Nunca ninguém me pegou ao colo, me embalou, tomou conta de mim e me levou até aos céus.
É assim que vou morrer, sem saber o sabor da acalmia da mente, da alma, como uma praia infinita de areia branca e águas transparentes, uma floresta de múltiplos verdes em que o vento deposita uma dança maravilhosa, numa melodia impossível de descrever.
Vou morrer virgem de tantas coisas, de tantos sentimentos e sensações que nunca provei, que não sei como são.
Se o destino existe, e se ele se prende com reencarnações sucessivas, a essa outra que virá um dia eu desejo a paz de espírito, sem assombros de fantasmas da infância, sem o peso de todas as responsabilidades e principalmente sem esta lucidez que, como um espelho gigante e multifacetado, mostra-me clara e nitidamente os meus erros, omissões e faltas.

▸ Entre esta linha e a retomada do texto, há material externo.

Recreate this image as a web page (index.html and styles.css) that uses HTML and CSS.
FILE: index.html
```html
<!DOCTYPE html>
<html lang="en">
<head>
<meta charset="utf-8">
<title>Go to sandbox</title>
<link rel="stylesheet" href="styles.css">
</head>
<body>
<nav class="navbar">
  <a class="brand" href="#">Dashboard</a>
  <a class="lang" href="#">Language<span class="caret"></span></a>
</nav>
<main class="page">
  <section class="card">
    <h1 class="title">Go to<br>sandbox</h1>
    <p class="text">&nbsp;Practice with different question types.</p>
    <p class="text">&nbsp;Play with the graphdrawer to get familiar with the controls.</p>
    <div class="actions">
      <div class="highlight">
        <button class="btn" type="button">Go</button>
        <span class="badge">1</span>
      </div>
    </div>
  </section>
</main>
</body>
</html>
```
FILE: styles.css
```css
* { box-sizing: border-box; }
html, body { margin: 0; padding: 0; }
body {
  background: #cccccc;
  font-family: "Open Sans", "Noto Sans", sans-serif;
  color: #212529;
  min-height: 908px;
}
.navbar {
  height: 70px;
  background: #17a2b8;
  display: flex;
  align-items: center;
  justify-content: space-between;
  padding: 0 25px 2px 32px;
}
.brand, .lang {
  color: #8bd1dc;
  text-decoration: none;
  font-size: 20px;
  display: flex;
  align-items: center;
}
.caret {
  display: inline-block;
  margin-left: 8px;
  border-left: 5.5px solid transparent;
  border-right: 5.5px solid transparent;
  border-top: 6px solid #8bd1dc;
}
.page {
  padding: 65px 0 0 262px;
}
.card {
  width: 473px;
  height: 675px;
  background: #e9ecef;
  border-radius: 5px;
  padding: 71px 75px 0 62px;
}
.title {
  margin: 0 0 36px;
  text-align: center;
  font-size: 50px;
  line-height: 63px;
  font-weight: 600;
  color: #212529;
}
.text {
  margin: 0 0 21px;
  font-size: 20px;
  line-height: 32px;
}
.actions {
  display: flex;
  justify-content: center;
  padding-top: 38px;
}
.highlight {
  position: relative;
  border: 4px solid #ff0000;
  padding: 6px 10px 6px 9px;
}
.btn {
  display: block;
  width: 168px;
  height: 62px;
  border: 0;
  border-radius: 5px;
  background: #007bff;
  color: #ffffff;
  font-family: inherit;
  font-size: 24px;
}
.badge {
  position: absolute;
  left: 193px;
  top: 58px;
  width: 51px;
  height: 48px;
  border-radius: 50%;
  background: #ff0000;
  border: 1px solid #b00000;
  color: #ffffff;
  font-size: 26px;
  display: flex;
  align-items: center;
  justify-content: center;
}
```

Tenho saudades do que não conheço, mas que revejo na vida dos outros.
Tenho pena desta minha existência, desta passagem pela vida, tão imperfeita, tão pouco tantas coisas e tantas outras.
O irónico é que, desde que me lembro de ser gente, sonhei com esse colo, esse abraço protector, esse escudo contra o medo, as tempestades, os desgostos ridículos e as amarguras de lágrimas de raiva e de sangue. Sonhei-o a esse meu cavaleiro andante. Nada de especial, nada de fantástico. Apenas alguém suficientemente bom, inteligente e capaz de me amar como sou, de me conhecer para além do óbvio e de me cuidar, como se fosse um pedaço de jardim, um livro antigo ou uma peça sem outro valor senão o da saudade.